→ DATA FOR THIS TASK

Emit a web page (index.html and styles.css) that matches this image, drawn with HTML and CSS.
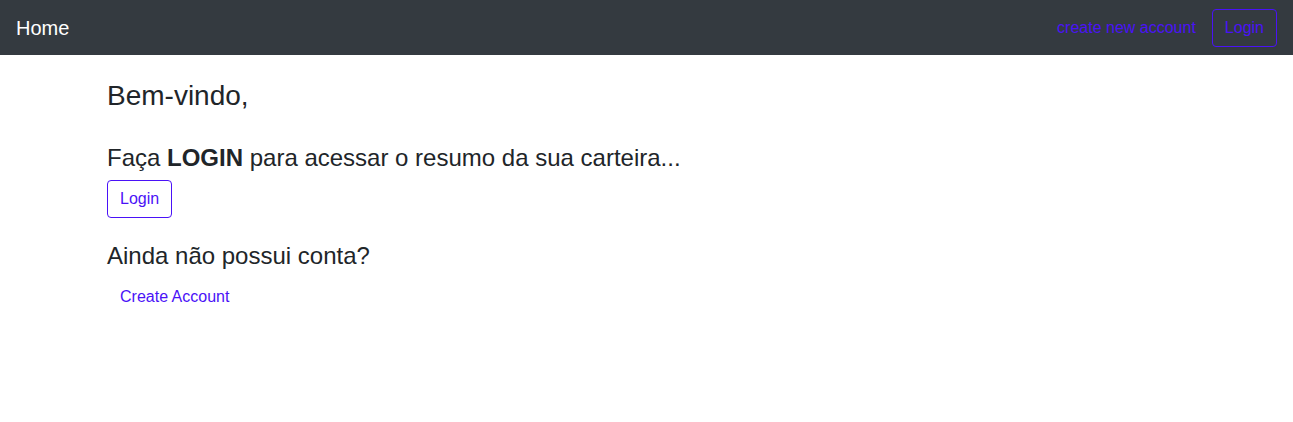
FILE: index.html
```html
<!DOCTYPE html>
<html lang="pt">
<head>
<meta charset="utf-8">
<title>Home</title>
<link rel="stylesheet" href="styles.css">
</head>
<body>
<nav class="navbar">
  <a class="brand" href="#">Home</a>
  <div class="nav-right">
    <a class="nav-link" href="#">create new account</a>
    <a class="btn btn-outline nav-btn" href="#">Login</a>
  </div>
</nav>
<main class="content">
  <h3 class="welcome">Bem-vindo,</h3>
  <h4 class="prompt">Faça <strong>LOGIN</strong> para acessar o resumo da sua carteira...</h4>
  <a class="btn btn-outline" href="#">Login</a>
  <h4 class="prompt second">Ainda não possui conta?</h4>
  <a class="btn btn-link" href="#">Create Account</a>
</main>
</body>
</html>
```
FILE: styles.css
```css
* { box-sizing: border-box; }
body {
  margin: 0;
  font-family: "Liberation Sans", Arial, sans-serif;
  font-size: 16px;
  line-height: 1.5;
  color: #212529;
  background: #fff;
}
a { text-decoration: none; }
.navbar {
  height: 55px;
  background: #343a40;
  display: flex;
  align-items: center;
  justify-content: space-between;
  padding: 0 16px;
}
.brand {
  color: #fff;
  font-size: 20px;
  line-height: 30px;
}
.nav-right {
  display: flex;
  align-items: center;
  gap: 8px;
}
.nav-link {
  color: #4a12f7;
  padding: 8px;
}
.btn {
  display: inline-block;
  padding: 6px 12px;
  border: 1px solid transparent;
  border-radius: 4px;
  font-size: 16px;
  line-height: 24px;
  color: #4a12f7;
}
.btn-outline { border-color: #4a12f7; }
.content {
  padding: 24px 107px 0;
  display: flex;
  flex-direction: column;
  align-items: flex-start;
}
h3, h4 { font-weight: 400; line-height: 1.2; margin: 0 0 8px; }
.welcome { font-size: 28px; margin-bottom: 31px; }
.prompt { font-size: 24px; }
.prompt strong { font-weight: 700; }
.second { margin-top: 24px; margin-bottom: 7px; }
```
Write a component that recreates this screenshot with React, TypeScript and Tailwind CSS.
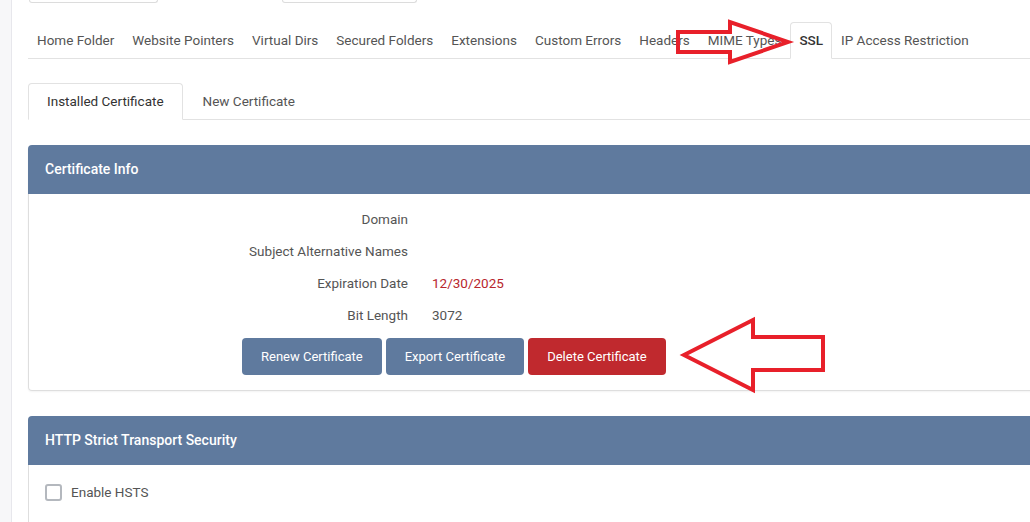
import React from 'react';

const tabs = [
  'Home Folder',
  'Website Pointers',
  'Virtual Dirs',
  'Secured Folders',
  'Extensions',
  'Custom Errors',
  'Headers',
  'MIME Types',
  'SSL',
  'IP Access Restriction',
];

const rows: { label: string; value: string; red?: boolean }[] = [
  { label: 'Domain', value: '' },
  { label: 'Subject Alternative Names', value: '' },
  { label: 'Expiration Date', value: '12/30/2025', red: true },
  { label: 'Bit Length', value: '3072' },
];

function Arrows() {
  return (
    <svg className="absolute left-0 top-0 pointer-events-none" width="1030" height="522">
      <polygon
        points="678,32 730,32 730,22 788,42 730,62 730,52 678,52"
        fill="none"
        stroke="#e8202a"
        strokeWidth="4"
        strokeLinejoin="miter"
      />
      <polygon
        points="823,337 753,337 753,320 684,355 753,390 753,370 823,370"
        fill="none"
        stroke="#e8202a"
        strokeWidth="4"
        strokeLinejoin="miter"
      />
    </svg>
  );
}

export default function App() {
  return (
    <div className="relative flex w-[1030px] h-[522px] overflow-hidden bg-white font-['Roboto','Liberation_Sans',sans-serif] text-[13.5px] text-[#555]">
      <div className="w-[12px] shrink-0 bg-[#f7f7f9] border-r border-[#e7e7ec]" />

      <div className="w-[1100px] shrink-0 pl-[16px]">
        {/* cut-off fields above */}
        <div className="flex h-[3px]">
          <div className="ml-[1px] w-[129px] border-x border-b border-[#dcdcdc] rounded-b-[4px]" />
          <div className="ml-[124px] w-[135px] border-x border-b border-[#dcdcdc] rounded-b-[4px]" />
        </div>

        {/* site tabs */}
        <div className="mt-[19px] flex border-b border-[#e2e2e2]">
          {tabs.map((t) => (
            <div
              key={t}
              className={
                t === 'SSL'
                  ? 'h-[37px] -mb-px px-2 flex items-center border border-[#e2e2e2] border-b-white rounded-t-[4px] bg-white text-[#333] font-medium'
                  : 'h-[37px] -mb-px px-2 flex items-center border border-transparent'
              }
            >
              {t}
            </div>
          ))}
        </div>

        {/* certificate tabs */}
        <div className="mt-[24px] flex border-b border-[#e2e2e2]">
          <div className="h-[37px] -mb-px px-[18px] flex items-center border border-[#e2e2e2] border-b-white rounded-t-[4px] bg-white text-[#333]">
            Installed Certificate
          </div>
          <div className="h-[37px] -mb-px px-[19px] flex items-center border border-transparent">
            New Certificate
          </div>
        </div>

        {/* certificate info */}
        <div className="mt-[25px] shadow-[0_1px_2px_rgba(0,0,0,0.05)] rounded-[4px]">
          <div className="h-[49px] flex items-center pl-[17px] bg-[#5f7a9e] rounded-t-[4px] text-white text-[14px] font-medium">
            Certificate Info
          </div>
          <div className="border-x border-b border-[#dedede] rounded-b-[4px] pt-[9px] pb-[15px]">
            {rows.map((r) => (
              <div key={r.label} className="flex h-[32px] items-center">
                <div className="w-[379px] text-right">{r.label}</div>
                <div className={r.red ? 'ml-[24px] text-[#b8262d]' : 'ml-[24px] text-[#555]'}>
                  {r.value}
                </div>
              </div>
            ))}
            <div className="mt-[7px] ml-[213px] flex gap-[4px] text-[13px]">
              <button className="h-[37px] px-[19px] rounded-[4px] bg-[#5f7a9e] text-white">
                Renew Certificate
              </button>
              <button className="h-[37px] px-[19px] rounded-[4px] bg-[#5f7a9e] text-white">
                Export Certificate
              </button>
              <button className="h-[37px] px-[19px] rounded-[4px] bg-[#c0292e] text-white">
                Delete Certificate
              </button>
            </div>
          </div>
        </div>

        {/* HSTS */}
        <div className="mt-[25px] rounded-[4px]">
          <div className="h-[49px] flex items-center pl-[17px] bg-[#5f7a9e] rounded-t-[4px] text-white text-[14px] font-medium">
            HTTP Strict Transport Security
          </div>
          <div className="border-x border-[#dedede] pt-[17px] pl-[16px] h-[80px]">
            <label className="flex items-center gap-[9px]">
              <span className="w-[17px] h-[17px] rounded-[3px] border-2 border-[#b4b8be] bg-white" />
              <span>Enable HSTS</span>
            </label>
          </div>
        </div>
      </div>

      <Arrows />
    </div>
  );
}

→ WORK TO DO
Repeat the data above exactly, but not the pictures.

→ FINISHED ANSWER
Emit a web page (index.html and styles.css) that matches this image, drawn with HTML and CSS.
FILE: index.html
```html
<!DOCTYPE html>
<html lang="pt">
<head>
<meta charset="utf-8">
<title>Home</title>
<link rel="stylesheet" href="styles.css">
</head>
<body>
<nav class="navbar">
  <a class="brand" href="#">Home</a>
  <div class="nav-right">
    <a class="nav-link" href="#">create new account</a>
    <a class="btn btn-outline nav-btn" href="#">Login</a>
  </div>
</nav>
<main class="content">
  <h3 class="welcome">Bem-vindo,</h3>
  <h4 class="prompt">Faça <strong>LOGIN</strong> para acessar o resumo da sua carteira...</h4>
  <a class="btn btn-outline" href="#">Login</a>
  <h4 class="prompt second">Ainda não possui conta?</h4>
  <a class="btn btn-link" href="#">Create Account</a>
</main>
</body>
</html>
```
FILE: styles.css
```css
* { box-sizing: border-box; }
body {
  margin: 0;
  font-family: "Liberation Sans", Arial, sans-serif;
  font-size: 16px;
  line-height: 1.5;
  color: #212529;
  background: #fff;
}
a { text-decoration: none; }
.navbar {
  height: 55px;
  background: #343a40;
  display: flex;
  align-items: center;
  justify-content: space-between;
  padding: 0 16px;
}
.brand {
  color: #fff;
  font-size: 20px;
  line-height: 30px;
}
.nav-right {
  display: flex;
  align-items: center;
  gap: 8px;
}
.nav-link {
  color: #4a12f7;
  padding: 8px;
}
.btn {
  display: inline-block;
  padding: 6px 12px;
  border: 1px solid transparent;
  border-radius: 4px;
  font-size: 16px;
  line-height: 24px;
  color: #4a12f7;
}
.btn-outline { border-color: #4a12f7; }
.content {
  padding: 24px 107px 0;
  display: flex;
  flex-direction: column;
  align-items: flex-start;
}
h3, h4 { font-weight: 400; line-height: 1.2; margin: 0 0 8px; }
.welcome { font-size: 28px; margin-bottom: 31px; }
.prompt { font-size: 24px; }
.prompt strong { font-weight: 700; }
.second { margin-top: 24px; margin-bottom: 7px; }
```
Write a component that recreates this screenshot with React, TypeScript and Tailwind CSS.
import React from 'react';

const tabs = [
  'Home Folder',
  'Website Pointers',
  'Virtual Dirs',
  'Secured Folders',
  'Extensions',
  'Custom Errors',
  'Headers',
  'MIME Types',
  'SSL',
  'IP Access Restriction',
];

const rows: { label: string; value: string; red?: boolean }[] = [
  { label: 'Domain', value: '' },
  { label: 'Subject Alternative Names', value: '' },
  { label: 'Expiration Date', value: '12/30/2025', red: true },
  { label: 'Bit Length', value: '3072' },
];

function Arrows() {
  return (
    <svg className="absolute left-0 top-0 pointer-events-none" width="1030" height="522">
      <polygon
        points="678,32 730,32 730,22 788,42 730,62 730,52 678,52"
        fill="none"
        stroke="#e8202a"
        strokeWidth="4"
        strokeLinejoin="miter"
      />
      <polygon
        points="823,337 753,337 753,320 684,355 753,390 753,370 823,370"
        fill="none"
        stroke="#e8202a"
        strokeWidth="4"
        strokeLinejoin="miter"
      />
    </svg>
  );
}

export default function App() {
  return (
    <div className="relative flex w-[1030px] h-[522px] overflow-hidden bg-white font-['Roboto','Liberation_Sans',sans-serif] text-[13.5px] text-[#555]">
      <div className="w-[12px] shrink-0 bg-[#f7f7f9] border-r border-[#e7e7ec]" />

      <div className="w-[1100px] shrink-0 pl-[16px]">
        {/* cut-off fields above */}
        <div className="flex h-[3px]">
          <div className="ml-[1px] w-[129px] border-x border-b border-[#dcdcdc] rounded-b-[4px]" />
          <div className="ml-[124px] w-[135px] border-x border-b border-[#dcdcdc] rounded-b-[4px]" />
        </div>

        {/* site tabs */}
        <div className="mt-[19px] flex border-b border-[#e2e2e2]">
          {tabs.map((t) => (
            <div
              key={t}
              className={
                t === 'SSL'
                  ? 'h-[37px] -mb-px px-2 flex items-center border border-[#e2e2e2] border-b-white rounded-t-[4px] bg-white text-[#333] font-medium'
                  : 'h-[37px] -mb-px px-2 flex items-center border border-transparent'
              }
            >
              {t}
            </div>
          ))}
        </div>

        {/* certificate tabs */}
        <div className="mt-[24px] flex border-b border-[#e2e2e2]">
          <div className="h-[37px] -mb-px px-[18px] flex items-center border border-[#e2e2e2] border-b-white rounded-t-[4px] bg-white text-[#333]">
            Installed Certificate
          </div>
          <div className="h-[37px] -mb-px px-[19px] flex items-center border border-transparent">
            New Certificate
          </div>
        </div>

        {/* certificate info */}
        <div className="mt-[25px] shadow-[0_1px_2px_rgba(0,0,0,0.05)] rounded-[4px]">
          <div className="h-[49px] flex items-center pl-[17px] bg-[#5f7a9e] rounded-t-[4px] text-white text-[14px] font-medium">
            Certificate Info
          </div>
          <div className="border-x border-b border-[#dedede] rounded-b-[4px] pt-[9px] pb-[15px]">
            {rows.map((r) => (
              <div key={r.label} className="flex h-[32px] items-center">
                <div className="w-[379px] text-right">{r.label}</div>
                <div className={r.red ? 'ml-[24px] text-[#b8262d]' : 'ml-[24px] text-[#555]'}>
                  {r.value}
                </div>
              </div>
            ))}
            <div className="mt-[7px] ml-[213px] flex gap-[4px] text-[13px]">
              <button className="h-[37px] px-[19px] rounded-[4px] bg-[#5f7a9e] text-white">
                Renew Certificate
              </button>
              <button className="h-[37px] px-[19px] rounded-[4px] bg-[#5f7a9e] text-white">
                Export Certificate
              </button>
              <button className="h-[37px] px-[19px] rounded-[4px] bg-[#c0292e] text-white">
                Delete Certificate
              </button>
            </div>
          </div>
        </div>

        {/* HSTS */}
        <div className="mt-[25px] rounded-[4px]">
          <div className="h-[49px] flex items-center pl-[17px] bg-[#5f7a9e] rounded-t-[4px] text-white text-[14px] font-medium">
            HTTP Strict Transport Security
          </div>
          <div className="border-x border-[#dedede] pt-[17px] pl-[16px] h-[80px]">
            <label className="flex items-center gap-[9px]">
              <span className="w-[17px] h-[17px] rounded-[3px] border-2 border-[#b4b8be] bg-white" />
              <span>Enable HSTS</span>
            </label>
          </div>
        </div>
      </div>

      <Arrows />
    </div>
  );
}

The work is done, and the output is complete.